• [Pages as source code]:
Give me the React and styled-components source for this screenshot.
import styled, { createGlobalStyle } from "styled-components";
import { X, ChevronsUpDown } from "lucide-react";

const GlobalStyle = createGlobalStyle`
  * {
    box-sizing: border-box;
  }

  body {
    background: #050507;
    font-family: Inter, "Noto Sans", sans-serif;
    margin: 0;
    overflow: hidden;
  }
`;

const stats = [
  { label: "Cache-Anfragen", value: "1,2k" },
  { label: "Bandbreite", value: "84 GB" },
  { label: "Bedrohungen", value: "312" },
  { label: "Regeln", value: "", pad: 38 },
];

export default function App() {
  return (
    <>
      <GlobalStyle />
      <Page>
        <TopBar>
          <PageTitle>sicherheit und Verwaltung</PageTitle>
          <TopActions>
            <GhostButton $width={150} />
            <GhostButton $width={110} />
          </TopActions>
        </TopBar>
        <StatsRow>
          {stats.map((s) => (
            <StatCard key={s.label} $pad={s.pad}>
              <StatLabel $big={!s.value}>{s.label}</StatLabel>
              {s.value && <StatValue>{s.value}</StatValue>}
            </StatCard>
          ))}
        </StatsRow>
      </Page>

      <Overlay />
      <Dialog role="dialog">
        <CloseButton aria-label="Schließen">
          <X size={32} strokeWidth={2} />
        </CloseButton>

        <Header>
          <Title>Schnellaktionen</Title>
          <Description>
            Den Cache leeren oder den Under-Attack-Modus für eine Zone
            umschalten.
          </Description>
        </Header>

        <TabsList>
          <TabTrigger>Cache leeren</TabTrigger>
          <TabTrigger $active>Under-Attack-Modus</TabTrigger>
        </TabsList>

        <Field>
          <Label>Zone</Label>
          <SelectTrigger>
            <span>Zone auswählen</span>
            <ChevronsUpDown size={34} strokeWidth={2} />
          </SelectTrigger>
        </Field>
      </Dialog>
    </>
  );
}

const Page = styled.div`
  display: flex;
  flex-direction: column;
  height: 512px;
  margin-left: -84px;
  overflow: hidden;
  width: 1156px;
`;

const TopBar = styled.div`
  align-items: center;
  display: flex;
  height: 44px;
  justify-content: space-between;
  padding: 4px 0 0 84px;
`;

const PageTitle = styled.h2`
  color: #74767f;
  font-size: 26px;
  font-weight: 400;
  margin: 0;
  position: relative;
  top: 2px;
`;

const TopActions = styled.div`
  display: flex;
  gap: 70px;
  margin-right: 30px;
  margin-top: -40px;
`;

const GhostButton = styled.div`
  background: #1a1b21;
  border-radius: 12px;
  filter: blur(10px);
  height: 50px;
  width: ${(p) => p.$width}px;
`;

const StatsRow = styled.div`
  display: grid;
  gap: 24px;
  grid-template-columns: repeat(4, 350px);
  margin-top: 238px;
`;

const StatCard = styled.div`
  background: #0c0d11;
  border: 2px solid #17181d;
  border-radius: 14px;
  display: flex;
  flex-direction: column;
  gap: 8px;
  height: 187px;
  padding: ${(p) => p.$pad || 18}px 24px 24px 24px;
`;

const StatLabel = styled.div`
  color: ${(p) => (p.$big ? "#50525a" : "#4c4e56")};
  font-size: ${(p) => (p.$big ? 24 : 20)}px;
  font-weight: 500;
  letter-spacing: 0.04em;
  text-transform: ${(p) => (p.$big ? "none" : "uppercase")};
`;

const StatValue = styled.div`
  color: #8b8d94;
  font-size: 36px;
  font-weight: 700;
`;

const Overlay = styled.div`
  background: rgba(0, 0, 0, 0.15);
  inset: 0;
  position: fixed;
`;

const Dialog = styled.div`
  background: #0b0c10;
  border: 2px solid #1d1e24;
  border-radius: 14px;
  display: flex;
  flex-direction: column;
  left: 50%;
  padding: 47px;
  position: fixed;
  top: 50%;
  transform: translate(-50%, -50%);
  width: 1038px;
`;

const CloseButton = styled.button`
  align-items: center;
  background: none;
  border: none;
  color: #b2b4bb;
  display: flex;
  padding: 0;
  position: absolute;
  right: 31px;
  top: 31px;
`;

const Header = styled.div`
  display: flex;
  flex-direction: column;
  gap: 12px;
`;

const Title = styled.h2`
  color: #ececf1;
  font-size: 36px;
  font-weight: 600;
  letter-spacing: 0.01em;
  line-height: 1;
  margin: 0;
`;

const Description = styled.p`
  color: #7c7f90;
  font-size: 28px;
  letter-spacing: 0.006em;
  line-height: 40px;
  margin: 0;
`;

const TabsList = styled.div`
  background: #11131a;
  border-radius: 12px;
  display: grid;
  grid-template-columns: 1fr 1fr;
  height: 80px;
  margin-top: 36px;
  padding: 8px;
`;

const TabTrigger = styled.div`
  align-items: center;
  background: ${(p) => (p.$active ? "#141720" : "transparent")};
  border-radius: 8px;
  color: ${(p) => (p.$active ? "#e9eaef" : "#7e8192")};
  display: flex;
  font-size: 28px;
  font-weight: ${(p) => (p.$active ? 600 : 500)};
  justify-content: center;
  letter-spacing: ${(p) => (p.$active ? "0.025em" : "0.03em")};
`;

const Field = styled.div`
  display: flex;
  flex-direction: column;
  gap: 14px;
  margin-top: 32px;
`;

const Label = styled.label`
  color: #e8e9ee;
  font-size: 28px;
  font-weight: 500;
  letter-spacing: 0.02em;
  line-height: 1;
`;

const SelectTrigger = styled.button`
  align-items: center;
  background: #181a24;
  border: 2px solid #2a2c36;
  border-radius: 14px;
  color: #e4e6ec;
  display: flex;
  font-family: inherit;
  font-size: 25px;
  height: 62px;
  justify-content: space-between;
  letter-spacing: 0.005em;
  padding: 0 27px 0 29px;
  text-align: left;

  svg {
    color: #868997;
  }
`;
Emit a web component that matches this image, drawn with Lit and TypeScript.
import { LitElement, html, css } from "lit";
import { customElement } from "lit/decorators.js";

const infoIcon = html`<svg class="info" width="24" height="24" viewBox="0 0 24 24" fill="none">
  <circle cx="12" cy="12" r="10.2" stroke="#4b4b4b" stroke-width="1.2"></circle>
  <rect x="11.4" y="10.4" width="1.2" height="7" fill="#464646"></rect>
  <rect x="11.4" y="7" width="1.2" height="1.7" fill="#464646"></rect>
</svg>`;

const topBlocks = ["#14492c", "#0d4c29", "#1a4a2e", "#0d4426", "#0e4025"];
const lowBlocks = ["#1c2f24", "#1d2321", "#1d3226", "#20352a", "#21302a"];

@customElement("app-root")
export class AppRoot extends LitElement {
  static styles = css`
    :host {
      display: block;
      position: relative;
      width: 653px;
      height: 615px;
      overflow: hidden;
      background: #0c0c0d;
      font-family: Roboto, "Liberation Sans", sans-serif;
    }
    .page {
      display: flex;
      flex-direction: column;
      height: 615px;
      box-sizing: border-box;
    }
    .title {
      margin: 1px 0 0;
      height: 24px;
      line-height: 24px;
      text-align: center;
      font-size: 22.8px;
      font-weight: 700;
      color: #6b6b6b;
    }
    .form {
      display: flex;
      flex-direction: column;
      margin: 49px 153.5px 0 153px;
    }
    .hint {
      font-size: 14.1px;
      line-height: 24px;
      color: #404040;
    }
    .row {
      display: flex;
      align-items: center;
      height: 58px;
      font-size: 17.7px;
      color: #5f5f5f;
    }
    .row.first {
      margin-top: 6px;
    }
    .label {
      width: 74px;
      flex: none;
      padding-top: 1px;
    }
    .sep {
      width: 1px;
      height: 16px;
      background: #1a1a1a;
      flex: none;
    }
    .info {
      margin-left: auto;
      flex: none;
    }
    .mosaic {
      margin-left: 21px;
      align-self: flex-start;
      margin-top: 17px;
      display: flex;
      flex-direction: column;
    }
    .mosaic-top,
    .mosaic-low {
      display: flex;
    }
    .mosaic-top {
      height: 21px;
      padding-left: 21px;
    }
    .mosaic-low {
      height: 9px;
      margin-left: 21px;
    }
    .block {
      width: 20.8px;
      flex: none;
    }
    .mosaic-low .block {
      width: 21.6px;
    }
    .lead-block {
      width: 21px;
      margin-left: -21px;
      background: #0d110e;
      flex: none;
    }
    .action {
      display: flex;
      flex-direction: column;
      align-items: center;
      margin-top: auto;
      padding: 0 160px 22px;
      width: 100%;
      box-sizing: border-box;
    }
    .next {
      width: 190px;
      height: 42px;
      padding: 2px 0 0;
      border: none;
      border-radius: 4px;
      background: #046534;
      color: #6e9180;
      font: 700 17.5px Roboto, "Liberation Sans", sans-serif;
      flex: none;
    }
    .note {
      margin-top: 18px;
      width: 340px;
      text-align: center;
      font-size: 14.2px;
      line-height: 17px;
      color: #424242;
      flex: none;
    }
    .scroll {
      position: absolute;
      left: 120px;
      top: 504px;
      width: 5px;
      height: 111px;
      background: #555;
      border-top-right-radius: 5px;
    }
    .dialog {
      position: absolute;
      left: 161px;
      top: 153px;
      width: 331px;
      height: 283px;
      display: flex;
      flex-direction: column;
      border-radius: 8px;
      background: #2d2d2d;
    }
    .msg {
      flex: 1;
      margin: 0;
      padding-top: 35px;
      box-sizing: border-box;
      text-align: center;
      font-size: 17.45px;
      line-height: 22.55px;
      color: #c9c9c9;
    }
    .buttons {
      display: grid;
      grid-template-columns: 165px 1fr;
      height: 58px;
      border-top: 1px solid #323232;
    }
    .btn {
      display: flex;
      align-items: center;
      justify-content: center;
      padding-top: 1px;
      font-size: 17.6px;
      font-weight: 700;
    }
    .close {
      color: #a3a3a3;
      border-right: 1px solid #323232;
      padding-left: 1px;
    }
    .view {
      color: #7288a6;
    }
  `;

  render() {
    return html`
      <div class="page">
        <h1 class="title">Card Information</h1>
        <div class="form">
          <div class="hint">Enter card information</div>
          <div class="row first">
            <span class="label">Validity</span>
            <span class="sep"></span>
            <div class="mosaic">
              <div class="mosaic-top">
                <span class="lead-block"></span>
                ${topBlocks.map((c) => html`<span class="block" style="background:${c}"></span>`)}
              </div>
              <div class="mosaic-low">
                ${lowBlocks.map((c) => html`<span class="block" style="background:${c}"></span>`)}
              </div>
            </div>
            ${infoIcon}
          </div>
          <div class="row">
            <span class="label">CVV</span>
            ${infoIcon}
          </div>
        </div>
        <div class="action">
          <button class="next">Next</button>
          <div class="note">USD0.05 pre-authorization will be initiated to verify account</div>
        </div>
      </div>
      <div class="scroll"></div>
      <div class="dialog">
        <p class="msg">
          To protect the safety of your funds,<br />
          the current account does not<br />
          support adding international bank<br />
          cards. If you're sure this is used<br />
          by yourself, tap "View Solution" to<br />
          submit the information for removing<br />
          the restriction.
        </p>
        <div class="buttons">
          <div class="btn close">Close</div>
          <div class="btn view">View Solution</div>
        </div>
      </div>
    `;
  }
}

• [Exercise goal]:
Looking at the listing above, count the lines that contain "this" and give nothing but the number.

• [Problem solution]:
3